**** Provided data

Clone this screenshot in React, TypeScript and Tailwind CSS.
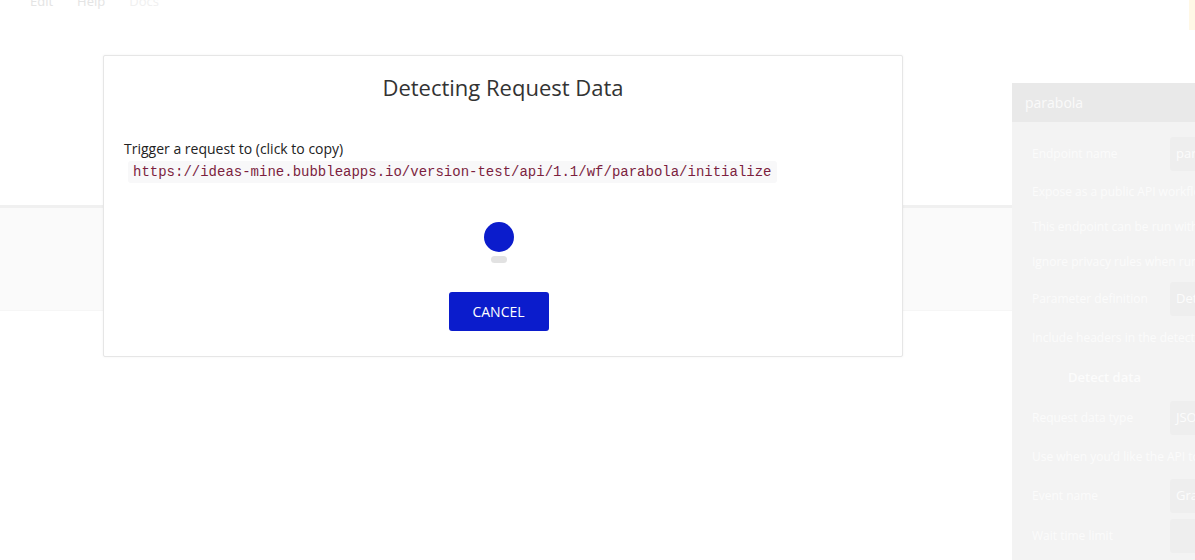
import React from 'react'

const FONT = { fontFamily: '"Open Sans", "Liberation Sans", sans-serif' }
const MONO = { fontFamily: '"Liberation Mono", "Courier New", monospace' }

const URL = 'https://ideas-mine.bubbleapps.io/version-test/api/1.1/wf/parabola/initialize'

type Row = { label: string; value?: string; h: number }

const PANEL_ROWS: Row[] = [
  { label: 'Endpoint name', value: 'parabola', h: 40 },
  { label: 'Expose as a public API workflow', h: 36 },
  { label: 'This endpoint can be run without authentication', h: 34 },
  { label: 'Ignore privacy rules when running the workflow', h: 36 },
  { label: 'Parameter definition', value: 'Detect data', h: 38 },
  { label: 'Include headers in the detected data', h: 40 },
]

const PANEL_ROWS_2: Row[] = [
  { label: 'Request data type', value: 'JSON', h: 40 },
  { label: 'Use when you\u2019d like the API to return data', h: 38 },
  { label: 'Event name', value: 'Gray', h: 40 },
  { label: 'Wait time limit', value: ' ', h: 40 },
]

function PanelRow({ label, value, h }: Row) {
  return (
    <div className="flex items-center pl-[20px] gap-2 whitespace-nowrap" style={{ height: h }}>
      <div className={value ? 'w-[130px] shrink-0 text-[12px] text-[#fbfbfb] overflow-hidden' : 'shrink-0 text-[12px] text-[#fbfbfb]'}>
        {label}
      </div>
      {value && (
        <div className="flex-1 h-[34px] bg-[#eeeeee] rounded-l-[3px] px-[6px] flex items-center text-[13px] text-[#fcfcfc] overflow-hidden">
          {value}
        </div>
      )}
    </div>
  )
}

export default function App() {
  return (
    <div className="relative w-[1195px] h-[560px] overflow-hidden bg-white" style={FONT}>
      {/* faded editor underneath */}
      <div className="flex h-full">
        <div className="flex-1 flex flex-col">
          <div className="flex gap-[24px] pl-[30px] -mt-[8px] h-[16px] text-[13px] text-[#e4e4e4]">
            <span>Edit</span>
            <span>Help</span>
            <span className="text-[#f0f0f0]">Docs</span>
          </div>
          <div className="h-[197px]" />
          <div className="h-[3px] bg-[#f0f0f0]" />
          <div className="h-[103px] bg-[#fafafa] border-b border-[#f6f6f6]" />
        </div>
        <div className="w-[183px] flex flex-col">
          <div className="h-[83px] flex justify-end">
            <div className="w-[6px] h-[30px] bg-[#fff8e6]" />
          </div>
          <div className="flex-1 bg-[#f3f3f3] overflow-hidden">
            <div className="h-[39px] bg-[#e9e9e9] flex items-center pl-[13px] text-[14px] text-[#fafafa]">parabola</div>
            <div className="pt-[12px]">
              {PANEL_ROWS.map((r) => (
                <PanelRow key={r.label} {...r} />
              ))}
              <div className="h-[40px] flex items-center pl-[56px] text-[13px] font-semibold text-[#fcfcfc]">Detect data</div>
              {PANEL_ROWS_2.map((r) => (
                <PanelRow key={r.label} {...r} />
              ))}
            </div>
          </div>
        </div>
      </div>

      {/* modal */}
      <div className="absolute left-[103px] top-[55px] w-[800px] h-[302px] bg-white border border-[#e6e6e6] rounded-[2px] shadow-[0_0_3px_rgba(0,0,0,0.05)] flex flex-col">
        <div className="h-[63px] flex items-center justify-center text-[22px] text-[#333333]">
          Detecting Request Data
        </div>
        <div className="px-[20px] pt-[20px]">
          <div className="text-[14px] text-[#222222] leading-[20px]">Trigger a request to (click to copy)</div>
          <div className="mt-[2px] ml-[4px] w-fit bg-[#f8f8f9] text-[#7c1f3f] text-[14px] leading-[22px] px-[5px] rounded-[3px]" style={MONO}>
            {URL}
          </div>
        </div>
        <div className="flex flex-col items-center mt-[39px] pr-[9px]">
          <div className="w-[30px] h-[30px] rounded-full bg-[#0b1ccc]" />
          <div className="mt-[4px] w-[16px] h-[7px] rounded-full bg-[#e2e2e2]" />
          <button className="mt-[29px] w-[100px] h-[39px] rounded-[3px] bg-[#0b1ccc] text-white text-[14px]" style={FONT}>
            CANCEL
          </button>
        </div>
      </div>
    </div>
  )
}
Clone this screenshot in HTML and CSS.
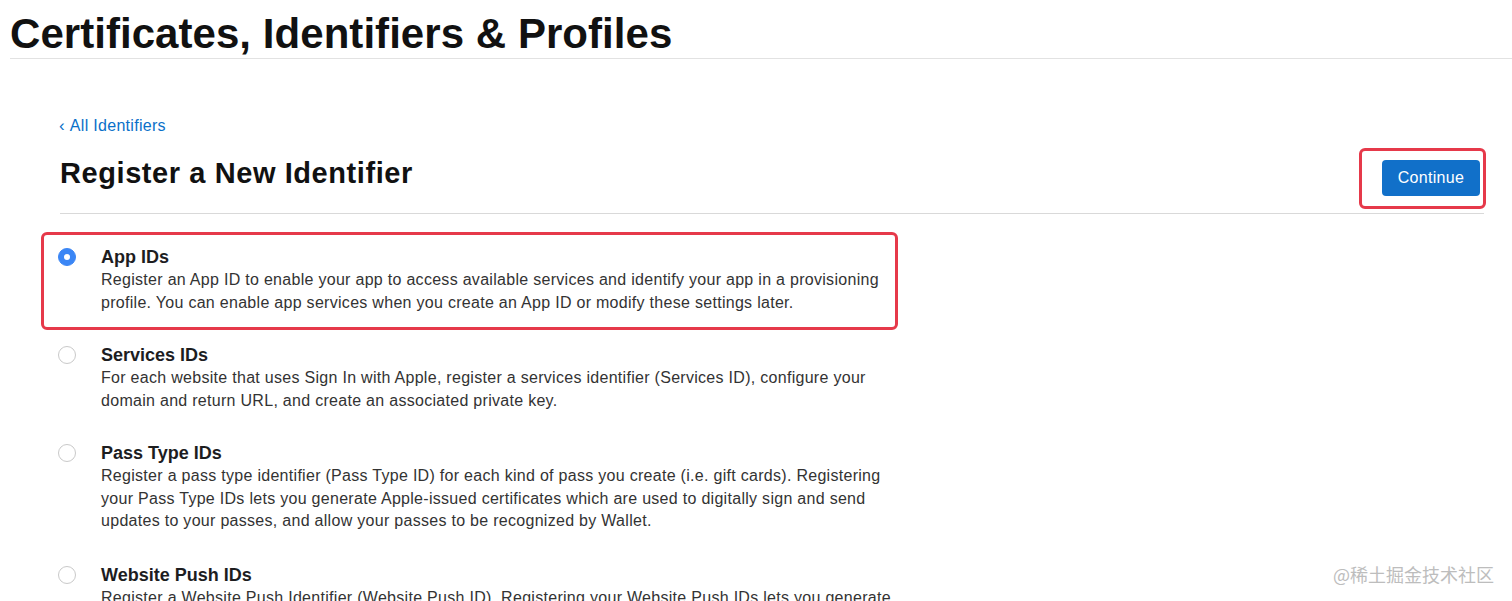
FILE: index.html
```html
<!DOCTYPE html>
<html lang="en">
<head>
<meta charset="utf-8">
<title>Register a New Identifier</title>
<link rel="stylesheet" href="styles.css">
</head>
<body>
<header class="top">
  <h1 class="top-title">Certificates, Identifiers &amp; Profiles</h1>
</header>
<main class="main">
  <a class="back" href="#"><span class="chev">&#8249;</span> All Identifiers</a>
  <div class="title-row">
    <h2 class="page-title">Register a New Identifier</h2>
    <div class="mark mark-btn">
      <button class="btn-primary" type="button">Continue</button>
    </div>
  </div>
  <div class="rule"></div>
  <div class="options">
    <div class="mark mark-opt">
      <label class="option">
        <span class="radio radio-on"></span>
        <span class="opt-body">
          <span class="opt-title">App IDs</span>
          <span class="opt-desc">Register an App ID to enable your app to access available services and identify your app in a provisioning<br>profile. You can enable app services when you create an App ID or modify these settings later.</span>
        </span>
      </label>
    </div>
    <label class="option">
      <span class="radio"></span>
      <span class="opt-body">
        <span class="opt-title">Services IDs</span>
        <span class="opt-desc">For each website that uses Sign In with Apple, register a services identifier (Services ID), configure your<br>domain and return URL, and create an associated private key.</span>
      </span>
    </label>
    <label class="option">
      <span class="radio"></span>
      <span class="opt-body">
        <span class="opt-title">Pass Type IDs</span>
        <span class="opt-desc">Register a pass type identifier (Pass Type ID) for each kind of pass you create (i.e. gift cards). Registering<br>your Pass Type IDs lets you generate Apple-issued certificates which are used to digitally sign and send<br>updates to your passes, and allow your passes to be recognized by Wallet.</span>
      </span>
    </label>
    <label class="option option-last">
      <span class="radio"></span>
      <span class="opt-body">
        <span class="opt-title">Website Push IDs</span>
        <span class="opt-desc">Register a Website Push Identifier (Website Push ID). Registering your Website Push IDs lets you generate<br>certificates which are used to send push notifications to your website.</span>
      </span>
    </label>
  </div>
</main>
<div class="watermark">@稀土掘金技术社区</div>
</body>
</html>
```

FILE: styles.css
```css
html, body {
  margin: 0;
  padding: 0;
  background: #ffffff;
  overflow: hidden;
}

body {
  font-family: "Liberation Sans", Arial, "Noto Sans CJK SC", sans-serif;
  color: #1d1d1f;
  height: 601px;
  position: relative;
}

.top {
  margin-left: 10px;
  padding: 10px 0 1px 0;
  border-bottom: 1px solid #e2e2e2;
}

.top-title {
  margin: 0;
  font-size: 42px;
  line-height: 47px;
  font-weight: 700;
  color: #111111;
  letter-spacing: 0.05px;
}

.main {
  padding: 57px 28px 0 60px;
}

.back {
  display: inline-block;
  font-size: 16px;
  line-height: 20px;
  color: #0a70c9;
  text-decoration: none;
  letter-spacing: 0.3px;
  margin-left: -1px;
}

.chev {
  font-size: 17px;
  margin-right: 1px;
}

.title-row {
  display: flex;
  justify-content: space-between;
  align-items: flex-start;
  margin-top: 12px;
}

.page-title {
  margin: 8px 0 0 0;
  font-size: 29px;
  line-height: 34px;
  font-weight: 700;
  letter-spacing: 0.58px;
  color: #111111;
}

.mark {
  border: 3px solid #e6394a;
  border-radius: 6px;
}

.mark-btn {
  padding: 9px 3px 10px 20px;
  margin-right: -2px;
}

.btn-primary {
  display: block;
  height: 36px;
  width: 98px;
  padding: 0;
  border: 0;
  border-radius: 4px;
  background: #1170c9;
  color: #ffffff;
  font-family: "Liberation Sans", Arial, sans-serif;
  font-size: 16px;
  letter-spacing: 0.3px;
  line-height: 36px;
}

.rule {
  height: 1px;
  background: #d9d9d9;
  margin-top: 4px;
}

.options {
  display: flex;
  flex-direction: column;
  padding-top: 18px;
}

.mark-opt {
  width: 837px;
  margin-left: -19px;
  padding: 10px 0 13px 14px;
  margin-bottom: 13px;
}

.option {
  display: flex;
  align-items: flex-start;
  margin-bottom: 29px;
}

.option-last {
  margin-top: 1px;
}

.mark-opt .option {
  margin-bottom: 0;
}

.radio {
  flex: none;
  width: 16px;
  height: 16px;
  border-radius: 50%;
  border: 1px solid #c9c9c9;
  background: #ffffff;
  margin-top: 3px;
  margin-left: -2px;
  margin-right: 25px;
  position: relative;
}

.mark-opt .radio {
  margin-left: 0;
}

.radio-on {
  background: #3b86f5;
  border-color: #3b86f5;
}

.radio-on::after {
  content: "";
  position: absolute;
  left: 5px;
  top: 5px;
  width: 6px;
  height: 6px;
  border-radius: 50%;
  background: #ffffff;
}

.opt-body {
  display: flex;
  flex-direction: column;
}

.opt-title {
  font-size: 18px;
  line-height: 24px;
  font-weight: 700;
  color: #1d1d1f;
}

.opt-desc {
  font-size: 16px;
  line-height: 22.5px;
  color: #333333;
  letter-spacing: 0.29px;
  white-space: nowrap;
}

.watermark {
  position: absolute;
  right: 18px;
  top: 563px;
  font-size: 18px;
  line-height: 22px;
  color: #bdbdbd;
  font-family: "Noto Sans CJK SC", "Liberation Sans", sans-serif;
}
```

********

**Prompt**
Everything from the first line to the line with "string; value?: string;" must be repeated exactly, and nothing else. Leave the pictures out.

**Exercise answer**
Clone this screenshot in React, TypeScript and Tailwind CSS.
import React from 'react'

const FONT = { fontFamily: '"Open Sans", "Liberation Sans", sans-serif' }
const MONO = { fontFamily: '"Liberation Mono", "Courier New", monospace' }

const URL = 'https://ideas-mine.bubbleapps.io/version-test/api/1.1/wf/parabola/initialize'

type Row = { label: string; value?: string; h: number }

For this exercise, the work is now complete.